■ WRITTEN PROBLEM ■
Please list all lines of the material below in which the string "React" occurs.
───── GIVEN DATA ─────
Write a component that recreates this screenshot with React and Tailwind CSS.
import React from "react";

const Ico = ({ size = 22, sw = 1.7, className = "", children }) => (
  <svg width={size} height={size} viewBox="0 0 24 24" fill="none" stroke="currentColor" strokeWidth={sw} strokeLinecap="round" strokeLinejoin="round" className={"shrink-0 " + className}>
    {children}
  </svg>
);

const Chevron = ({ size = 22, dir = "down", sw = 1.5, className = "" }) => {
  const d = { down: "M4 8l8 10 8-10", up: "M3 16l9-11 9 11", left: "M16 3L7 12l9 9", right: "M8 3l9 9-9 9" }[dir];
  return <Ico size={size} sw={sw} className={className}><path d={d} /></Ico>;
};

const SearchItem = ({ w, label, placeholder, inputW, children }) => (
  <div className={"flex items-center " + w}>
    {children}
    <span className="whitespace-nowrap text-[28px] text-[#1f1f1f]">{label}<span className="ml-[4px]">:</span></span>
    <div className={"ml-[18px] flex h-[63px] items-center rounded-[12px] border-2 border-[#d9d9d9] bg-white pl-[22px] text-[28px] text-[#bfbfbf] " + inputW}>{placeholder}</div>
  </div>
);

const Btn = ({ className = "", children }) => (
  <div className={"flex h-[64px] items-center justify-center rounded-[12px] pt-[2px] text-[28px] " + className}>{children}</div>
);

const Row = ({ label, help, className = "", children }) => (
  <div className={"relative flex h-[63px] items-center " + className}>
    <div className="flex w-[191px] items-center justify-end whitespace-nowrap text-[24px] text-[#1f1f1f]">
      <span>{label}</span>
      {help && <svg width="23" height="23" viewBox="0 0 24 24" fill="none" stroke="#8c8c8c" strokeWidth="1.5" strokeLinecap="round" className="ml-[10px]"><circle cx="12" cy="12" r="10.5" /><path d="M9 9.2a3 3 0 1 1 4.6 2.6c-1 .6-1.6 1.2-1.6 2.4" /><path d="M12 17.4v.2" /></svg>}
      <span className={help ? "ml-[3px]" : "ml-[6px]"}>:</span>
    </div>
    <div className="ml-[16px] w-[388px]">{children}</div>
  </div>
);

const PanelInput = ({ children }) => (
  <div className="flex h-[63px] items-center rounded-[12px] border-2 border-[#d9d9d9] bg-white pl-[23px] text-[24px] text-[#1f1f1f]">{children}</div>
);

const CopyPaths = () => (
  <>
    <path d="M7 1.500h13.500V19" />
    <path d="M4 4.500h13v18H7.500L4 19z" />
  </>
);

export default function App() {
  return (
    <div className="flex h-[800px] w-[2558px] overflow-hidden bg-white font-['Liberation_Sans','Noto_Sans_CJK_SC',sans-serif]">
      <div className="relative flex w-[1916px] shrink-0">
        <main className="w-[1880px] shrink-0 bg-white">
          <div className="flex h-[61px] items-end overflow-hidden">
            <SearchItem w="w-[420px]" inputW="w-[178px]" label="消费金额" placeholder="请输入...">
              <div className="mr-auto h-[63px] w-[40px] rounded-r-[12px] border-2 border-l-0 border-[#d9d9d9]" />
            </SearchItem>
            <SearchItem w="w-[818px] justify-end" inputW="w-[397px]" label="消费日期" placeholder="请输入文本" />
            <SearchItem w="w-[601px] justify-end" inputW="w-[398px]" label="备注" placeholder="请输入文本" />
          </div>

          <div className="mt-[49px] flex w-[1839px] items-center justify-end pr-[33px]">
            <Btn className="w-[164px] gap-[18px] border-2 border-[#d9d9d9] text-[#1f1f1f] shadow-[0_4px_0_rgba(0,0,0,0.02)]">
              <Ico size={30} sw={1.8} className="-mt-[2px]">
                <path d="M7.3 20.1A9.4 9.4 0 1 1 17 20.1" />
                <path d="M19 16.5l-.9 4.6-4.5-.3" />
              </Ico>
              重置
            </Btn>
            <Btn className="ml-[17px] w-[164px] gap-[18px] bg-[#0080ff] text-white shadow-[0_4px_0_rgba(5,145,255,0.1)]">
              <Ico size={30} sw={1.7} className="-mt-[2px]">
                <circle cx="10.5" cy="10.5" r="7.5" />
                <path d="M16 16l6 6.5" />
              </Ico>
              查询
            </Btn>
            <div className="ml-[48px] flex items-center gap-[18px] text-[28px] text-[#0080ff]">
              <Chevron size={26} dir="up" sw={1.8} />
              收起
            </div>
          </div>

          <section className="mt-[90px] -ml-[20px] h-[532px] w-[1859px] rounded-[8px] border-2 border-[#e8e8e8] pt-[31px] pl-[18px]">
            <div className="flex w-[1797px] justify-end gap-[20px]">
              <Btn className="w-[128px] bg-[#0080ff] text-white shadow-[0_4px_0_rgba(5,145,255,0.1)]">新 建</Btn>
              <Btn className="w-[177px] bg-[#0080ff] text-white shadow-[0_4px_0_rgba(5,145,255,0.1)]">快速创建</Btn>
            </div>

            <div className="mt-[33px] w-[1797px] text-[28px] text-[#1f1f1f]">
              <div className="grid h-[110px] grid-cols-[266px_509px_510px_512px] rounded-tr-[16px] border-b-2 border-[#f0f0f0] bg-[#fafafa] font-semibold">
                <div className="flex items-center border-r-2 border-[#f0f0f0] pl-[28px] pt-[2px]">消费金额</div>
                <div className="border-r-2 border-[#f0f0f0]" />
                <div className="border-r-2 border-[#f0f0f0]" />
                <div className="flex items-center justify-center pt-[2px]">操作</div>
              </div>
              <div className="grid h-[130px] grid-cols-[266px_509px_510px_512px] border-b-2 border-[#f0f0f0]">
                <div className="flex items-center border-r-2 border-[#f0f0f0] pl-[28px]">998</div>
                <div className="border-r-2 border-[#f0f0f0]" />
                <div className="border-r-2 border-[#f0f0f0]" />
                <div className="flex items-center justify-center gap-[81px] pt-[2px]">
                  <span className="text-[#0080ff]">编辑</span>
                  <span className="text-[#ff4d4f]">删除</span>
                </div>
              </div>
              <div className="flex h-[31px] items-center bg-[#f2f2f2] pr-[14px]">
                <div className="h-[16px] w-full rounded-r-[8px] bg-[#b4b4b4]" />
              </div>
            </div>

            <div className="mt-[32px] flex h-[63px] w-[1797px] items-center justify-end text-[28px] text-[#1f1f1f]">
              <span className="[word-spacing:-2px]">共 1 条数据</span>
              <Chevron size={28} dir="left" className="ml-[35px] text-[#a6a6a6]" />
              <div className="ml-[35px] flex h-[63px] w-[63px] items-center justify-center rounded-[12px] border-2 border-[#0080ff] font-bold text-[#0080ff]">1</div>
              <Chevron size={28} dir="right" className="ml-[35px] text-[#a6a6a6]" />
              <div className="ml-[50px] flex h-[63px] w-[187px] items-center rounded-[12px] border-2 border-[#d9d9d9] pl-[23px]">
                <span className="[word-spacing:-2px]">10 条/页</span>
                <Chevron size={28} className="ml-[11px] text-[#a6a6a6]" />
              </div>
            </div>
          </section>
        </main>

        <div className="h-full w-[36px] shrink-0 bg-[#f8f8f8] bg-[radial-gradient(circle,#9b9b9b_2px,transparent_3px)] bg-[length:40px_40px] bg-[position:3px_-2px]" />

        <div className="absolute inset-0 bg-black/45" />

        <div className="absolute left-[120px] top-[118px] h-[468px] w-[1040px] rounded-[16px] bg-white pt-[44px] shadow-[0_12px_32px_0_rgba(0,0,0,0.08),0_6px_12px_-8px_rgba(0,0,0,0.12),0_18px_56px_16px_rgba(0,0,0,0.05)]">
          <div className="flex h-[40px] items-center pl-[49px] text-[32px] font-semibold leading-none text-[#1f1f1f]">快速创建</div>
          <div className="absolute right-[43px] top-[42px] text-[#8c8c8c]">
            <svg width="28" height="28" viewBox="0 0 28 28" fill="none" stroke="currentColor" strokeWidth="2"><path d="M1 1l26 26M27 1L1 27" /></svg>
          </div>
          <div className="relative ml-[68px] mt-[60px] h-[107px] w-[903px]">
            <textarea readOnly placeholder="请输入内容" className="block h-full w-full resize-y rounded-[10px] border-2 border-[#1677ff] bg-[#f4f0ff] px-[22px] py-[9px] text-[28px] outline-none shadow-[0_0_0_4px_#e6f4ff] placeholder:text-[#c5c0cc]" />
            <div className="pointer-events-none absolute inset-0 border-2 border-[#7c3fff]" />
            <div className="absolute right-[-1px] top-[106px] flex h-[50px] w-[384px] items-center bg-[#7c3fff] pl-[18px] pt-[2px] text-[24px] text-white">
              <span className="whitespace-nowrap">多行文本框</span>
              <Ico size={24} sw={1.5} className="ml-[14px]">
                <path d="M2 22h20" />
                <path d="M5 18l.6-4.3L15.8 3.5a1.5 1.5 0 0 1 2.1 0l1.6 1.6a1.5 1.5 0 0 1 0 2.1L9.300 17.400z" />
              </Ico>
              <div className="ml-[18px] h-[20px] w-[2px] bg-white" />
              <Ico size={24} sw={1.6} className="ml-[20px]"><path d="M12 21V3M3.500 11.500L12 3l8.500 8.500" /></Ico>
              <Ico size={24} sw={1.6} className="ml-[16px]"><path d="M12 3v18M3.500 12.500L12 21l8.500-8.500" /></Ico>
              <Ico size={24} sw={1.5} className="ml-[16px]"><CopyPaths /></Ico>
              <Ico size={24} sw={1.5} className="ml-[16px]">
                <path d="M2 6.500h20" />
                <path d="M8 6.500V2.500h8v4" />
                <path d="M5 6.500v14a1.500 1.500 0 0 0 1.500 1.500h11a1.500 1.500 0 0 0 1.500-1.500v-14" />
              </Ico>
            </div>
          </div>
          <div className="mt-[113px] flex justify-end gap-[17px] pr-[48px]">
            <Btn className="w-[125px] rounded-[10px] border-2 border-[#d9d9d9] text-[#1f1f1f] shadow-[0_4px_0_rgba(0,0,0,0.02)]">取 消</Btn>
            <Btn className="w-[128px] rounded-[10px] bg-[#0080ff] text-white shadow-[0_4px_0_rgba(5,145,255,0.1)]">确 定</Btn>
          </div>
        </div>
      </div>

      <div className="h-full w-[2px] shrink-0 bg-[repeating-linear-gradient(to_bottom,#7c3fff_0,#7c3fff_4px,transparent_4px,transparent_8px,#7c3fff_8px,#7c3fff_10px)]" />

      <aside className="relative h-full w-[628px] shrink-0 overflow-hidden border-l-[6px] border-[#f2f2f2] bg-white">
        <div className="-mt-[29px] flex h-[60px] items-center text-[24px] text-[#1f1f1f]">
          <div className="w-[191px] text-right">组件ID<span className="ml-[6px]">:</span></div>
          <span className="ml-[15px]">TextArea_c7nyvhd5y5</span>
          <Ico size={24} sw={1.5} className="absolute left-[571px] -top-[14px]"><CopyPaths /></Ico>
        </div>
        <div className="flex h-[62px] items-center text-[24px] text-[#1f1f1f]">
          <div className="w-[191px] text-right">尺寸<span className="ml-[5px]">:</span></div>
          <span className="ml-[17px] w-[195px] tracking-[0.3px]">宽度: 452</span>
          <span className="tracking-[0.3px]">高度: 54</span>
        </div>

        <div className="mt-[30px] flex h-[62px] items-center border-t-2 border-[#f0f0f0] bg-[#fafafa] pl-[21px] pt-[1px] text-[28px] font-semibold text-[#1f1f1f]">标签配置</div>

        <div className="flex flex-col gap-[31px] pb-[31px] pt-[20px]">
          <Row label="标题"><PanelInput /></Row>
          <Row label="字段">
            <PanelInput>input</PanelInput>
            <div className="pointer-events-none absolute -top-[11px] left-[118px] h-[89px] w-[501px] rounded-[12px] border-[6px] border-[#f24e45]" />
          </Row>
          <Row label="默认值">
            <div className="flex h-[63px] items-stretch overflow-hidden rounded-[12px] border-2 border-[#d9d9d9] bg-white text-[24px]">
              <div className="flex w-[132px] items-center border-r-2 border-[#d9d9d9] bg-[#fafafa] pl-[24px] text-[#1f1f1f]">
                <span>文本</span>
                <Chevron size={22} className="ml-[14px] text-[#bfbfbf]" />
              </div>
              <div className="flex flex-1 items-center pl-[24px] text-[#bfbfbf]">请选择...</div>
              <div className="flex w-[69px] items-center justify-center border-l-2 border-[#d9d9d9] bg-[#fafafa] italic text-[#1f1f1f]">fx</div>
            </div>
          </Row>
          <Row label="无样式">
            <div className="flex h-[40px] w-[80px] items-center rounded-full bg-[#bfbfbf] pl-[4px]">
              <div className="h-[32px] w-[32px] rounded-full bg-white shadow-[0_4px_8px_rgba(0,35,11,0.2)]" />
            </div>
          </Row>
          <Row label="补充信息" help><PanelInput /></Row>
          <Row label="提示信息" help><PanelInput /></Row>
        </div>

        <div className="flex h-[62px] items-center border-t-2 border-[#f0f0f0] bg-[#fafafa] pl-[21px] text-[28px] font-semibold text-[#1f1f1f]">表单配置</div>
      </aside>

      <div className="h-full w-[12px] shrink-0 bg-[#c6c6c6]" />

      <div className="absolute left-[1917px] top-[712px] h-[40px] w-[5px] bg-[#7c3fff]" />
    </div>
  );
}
─────
■ WORKED ANSWER ■
Write a component that recreates this screenshot with React and Tailwind CSS.
import React from "react";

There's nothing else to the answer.